Gather every line holding the string "this".

-------- Material for the task --------

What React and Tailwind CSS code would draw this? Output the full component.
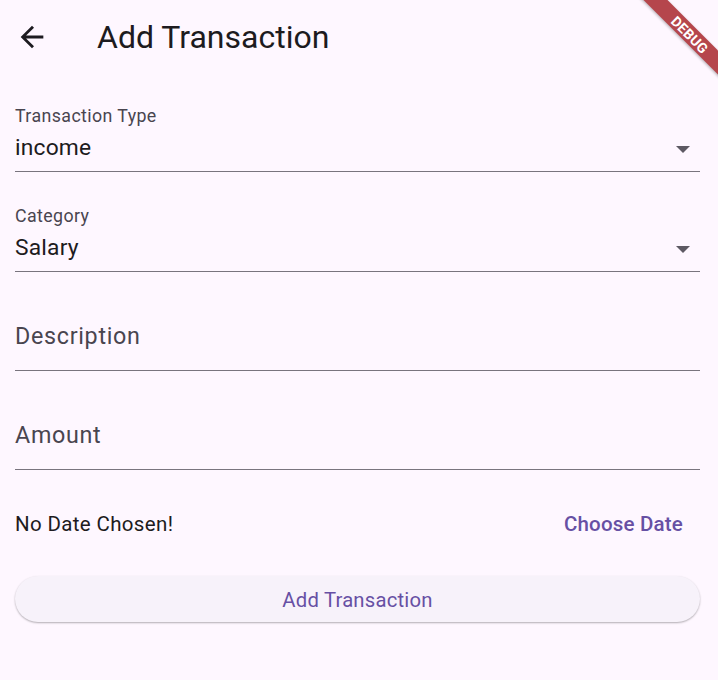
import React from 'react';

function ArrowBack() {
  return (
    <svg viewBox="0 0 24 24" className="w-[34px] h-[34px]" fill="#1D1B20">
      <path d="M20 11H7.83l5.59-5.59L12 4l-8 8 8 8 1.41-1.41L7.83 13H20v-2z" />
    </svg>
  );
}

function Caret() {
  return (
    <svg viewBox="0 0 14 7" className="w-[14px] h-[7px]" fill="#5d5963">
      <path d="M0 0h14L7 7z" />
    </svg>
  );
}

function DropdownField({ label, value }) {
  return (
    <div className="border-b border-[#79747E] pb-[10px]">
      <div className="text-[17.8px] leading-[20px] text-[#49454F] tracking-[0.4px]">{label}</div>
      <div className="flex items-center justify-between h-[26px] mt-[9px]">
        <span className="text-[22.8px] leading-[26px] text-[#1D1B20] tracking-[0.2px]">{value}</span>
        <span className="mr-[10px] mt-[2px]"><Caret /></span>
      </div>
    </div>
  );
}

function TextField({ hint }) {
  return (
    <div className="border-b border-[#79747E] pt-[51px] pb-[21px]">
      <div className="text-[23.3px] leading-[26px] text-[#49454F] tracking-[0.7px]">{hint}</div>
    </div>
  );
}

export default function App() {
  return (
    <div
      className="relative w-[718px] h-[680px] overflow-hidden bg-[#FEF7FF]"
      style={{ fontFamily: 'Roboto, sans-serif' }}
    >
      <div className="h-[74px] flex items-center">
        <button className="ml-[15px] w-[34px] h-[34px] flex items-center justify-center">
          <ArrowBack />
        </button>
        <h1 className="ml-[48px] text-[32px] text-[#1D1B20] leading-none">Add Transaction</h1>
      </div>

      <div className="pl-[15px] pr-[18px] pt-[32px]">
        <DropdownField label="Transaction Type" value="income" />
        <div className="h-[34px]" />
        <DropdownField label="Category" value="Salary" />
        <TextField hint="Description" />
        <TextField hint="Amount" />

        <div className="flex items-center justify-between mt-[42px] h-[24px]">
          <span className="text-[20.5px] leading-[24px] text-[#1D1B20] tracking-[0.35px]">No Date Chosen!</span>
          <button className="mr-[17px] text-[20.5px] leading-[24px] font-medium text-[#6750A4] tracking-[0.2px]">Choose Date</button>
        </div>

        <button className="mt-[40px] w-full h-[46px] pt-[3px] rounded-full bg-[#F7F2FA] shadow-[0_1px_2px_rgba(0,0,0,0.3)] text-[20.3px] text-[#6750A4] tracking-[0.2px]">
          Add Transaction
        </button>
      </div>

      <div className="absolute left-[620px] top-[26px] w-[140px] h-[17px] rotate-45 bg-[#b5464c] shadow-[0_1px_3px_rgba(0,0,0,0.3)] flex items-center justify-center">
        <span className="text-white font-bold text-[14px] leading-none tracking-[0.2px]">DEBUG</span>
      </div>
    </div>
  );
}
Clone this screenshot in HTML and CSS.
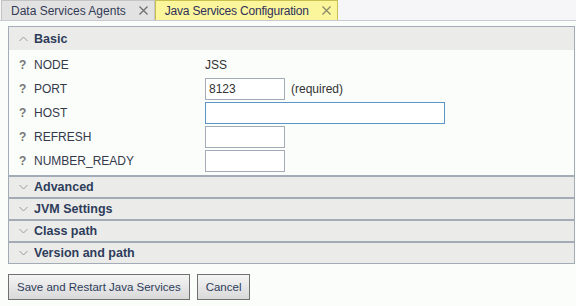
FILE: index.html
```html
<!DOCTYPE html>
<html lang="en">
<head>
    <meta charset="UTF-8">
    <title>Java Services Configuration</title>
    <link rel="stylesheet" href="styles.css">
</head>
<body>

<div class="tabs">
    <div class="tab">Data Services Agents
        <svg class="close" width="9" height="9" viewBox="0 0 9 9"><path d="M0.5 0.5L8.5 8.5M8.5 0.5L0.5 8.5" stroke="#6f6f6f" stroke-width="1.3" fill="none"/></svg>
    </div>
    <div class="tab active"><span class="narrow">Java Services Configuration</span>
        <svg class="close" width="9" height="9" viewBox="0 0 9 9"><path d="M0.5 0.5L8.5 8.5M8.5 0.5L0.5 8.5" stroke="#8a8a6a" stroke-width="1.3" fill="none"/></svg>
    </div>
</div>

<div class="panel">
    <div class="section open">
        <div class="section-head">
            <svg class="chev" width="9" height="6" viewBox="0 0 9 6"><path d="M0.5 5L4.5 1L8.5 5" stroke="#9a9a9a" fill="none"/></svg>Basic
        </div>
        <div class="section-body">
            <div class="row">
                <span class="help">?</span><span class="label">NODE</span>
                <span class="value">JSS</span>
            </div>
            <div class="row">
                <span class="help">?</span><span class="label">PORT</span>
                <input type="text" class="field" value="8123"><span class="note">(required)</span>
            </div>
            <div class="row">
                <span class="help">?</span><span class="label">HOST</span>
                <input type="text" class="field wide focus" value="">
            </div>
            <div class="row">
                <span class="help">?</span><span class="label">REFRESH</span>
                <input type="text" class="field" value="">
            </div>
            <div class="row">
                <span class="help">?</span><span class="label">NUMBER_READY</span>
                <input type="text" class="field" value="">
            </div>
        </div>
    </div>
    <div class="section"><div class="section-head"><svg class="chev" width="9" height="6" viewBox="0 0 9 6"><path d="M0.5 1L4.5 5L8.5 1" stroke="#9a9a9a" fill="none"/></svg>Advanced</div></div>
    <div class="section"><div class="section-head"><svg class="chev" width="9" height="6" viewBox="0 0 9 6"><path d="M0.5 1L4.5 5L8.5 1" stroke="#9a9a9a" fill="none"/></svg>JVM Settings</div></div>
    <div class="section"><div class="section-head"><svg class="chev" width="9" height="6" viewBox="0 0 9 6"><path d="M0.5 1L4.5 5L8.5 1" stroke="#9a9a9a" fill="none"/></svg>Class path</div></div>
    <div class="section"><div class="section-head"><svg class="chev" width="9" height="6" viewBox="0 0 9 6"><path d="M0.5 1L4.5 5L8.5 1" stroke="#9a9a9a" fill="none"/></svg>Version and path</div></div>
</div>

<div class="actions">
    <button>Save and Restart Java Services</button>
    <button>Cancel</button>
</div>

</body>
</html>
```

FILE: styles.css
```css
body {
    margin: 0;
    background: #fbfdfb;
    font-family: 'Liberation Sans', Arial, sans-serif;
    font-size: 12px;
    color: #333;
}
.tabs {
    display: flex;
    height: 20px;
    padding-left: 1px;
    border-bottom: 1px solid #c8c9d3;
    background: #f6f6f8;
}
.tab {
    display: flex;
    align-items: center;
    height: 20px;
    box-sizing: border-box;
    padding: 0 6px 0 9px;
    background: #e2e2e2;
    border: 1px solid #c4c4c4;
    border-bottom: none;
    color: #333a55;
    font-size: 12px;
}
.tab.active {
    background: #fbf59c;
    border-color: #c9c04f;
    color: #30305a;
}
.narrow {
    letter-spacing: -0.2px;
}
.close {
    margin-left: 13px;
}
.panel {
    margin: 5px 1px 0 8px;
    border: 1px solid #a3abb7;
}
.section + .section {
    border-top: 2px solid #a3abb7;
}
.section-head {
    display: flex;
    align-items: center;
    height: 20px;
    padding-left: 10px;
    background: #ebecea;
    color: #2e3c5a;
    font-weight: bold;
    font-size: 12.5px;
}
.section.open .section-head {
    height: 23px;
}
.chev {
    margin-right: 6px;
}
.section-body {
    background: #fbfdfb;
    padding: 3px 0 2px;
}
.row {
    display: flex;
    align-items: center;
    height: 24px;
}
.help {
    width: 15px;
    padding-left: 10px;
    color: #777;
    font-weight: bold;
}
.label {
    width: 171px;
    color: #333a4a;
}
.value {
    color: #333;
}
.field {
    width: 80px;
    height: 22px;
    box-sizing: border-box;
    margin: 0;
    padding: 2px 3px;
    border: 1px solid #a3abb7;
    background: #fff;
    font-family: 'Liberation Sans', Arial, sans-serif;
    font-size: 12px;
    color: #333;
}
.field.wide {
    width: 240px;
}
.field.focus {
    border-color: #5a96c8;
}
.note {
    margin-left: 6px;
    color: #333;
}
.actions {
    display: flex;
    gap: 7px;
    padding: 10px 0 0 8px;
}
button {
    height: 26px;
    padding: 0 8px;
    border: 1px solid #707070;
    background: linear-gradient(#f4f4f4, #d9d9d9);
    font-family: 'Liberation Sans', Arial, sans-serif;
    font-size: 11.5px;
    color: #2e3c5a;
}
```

--------

§ **Reply**
What React and Tailwind CSS code would draw this? Output the full component.
Clone this screenshot in HTML and CSS.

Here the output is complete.